La Cour de cassation énonce que les jeux vidéo sont soumis à la seule directive 2001/29/CE du 22 mai 2001, et non à la directive 2009/24/CE régissant les logiciels, qui constitue une lex specialis dont le champ d'application doit être interprété de manière restrictive. Par conséquent, la règle de l'épuisement du droit de distribution ne s'applique pas à la commercialisation de tels jeux sous forme dématérialisée.
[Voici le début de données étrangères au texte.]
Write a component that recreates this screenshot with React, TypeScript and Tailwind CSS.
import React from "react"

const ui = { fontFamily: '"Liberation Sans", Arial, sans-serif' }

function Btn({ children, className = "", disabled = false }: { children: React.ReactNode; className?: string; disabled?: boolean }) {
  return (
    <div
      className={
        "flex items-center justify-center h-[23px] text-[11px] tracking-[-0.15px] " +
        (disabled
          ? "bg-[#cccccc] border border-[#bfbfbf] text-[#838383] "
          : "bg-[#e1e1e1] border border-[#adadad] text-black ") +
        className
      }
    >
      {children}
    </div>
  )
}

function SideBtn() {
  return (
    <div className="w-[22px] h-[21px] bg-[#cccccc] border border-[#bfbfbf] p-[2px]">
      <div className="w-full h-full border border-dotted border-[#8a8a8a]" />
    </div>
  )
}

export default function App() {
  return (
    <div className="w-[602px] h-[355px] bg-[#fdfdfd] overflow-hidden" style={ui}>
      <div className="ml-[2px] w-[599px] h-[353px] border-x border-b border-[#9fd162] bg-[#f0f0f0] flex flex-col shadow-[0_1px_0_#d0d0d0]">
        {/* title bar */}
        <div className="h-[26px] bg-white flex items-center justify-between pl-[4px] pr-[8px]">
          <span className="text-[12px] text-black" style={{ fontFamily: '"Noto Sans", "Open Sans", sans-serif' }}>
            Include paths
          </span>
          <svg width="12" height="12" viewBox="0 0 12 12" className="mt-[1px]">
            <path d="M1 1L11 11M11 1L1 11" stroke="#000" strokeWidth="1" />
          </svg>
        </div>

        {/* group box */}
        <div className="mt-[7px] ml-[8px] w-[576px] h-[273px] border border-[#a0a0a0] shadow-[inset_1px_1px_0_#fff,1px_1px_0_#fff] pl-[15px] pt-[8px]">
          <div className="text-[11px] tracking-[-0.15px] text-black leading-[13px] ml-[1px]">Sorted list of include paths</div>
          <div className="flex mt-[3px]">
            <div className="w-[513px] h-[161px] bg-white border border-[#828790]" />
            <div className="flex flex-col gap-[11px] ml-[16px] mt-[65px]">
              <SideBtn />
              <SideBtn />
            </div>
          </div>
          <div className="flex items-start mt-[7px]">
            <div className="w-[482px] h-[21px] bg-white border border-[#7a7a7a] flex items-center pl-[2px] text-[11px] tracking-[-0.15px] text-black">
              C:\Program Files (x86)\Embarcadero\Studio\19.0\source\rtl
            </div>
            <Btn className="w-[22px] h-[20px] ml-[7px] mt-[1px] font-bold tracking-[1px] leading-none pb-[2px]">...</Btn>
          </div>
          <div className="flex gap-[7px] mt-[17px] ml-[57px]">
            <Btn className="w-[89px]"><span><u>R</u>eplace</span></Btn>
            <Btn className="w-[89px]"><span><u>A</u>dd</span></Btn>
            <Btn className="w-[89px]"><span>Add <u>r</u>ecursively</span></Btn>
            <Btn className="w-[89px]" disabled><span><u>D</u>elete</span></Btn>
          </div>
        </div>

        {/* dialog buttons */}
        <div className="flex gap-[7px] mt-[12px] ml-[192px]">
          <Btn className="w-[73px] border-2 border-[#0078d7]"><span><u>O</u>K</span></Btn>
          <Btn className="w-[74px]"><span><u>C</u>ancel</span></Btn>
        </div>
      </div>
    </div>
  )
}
Le marché des jeux vidéo est aujourd'hui largement dématérialisé, même si le commerce de ces jeux sur supports physiques persiste (jeux sur cartouches, etc.). Pourtant, tandis que l'acquéreur de tels supports peut les revendre librement, sans autorisation du titulaire du droit d'auteur afférent aux jeux ainsi fixés, lorsqu'il est lassé desdits jeux, l'utilisateur de ces mêmes jeux sous forme dématérialisée ne pourra en faire autant. C'est ce qu'a décidé la Cour de cassation par ...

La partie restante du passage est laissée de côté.